We just finished a new piece called J8~g#I|\;Net. Art{-^s1, which is a sculpture composed of two colored metal circuits connected by ethernet cables, constantly exchanging a single file. What they share is the email revealing the disputed origin of the term “net.art,” which was sent by the artist Alexei Shulgin to the mailing list Nettime on March 18, 1997. We’ve been meaning to make a piece about that email since we first heard the story some 27 years ago: finally, we’ve found the right solution. Talk about late adopters…
‘We live in a permanent state of disbelief, astonishment, and euphoria, induced by everything we see online. Every given minute, there’s a genius teenager in their bedroom producing the most amazing thing: an image, a joke, a video, a meme.

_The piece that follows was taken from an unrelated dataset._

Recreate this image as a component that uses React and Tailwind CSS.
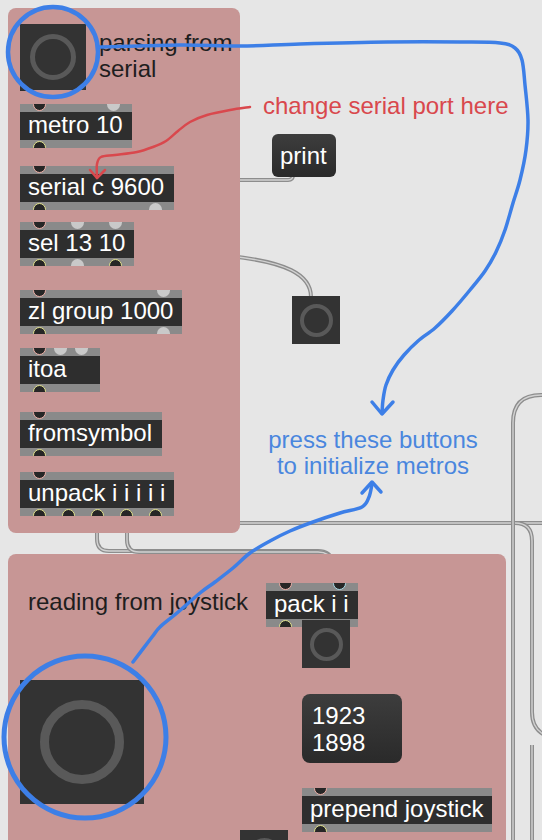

Memes are the unconscious of the Internet, they make us think of new forms of fables, or myths, or folk art. We see them as an open window into the subconscious of humanity: observing how they are born and spread can reveal people’s innermost feelings, impulses, anxieties, fears, and desires.
‘As artists, we cannot compete with the Internet’s super-fast, ever-changing flow of images, ideas, and stimuli. There’s no point in trying to re-create that speed, that energy. What we can do is select one thing and isolate it from the rest to produce a moment of reflection on these processes – even if only for a minute.’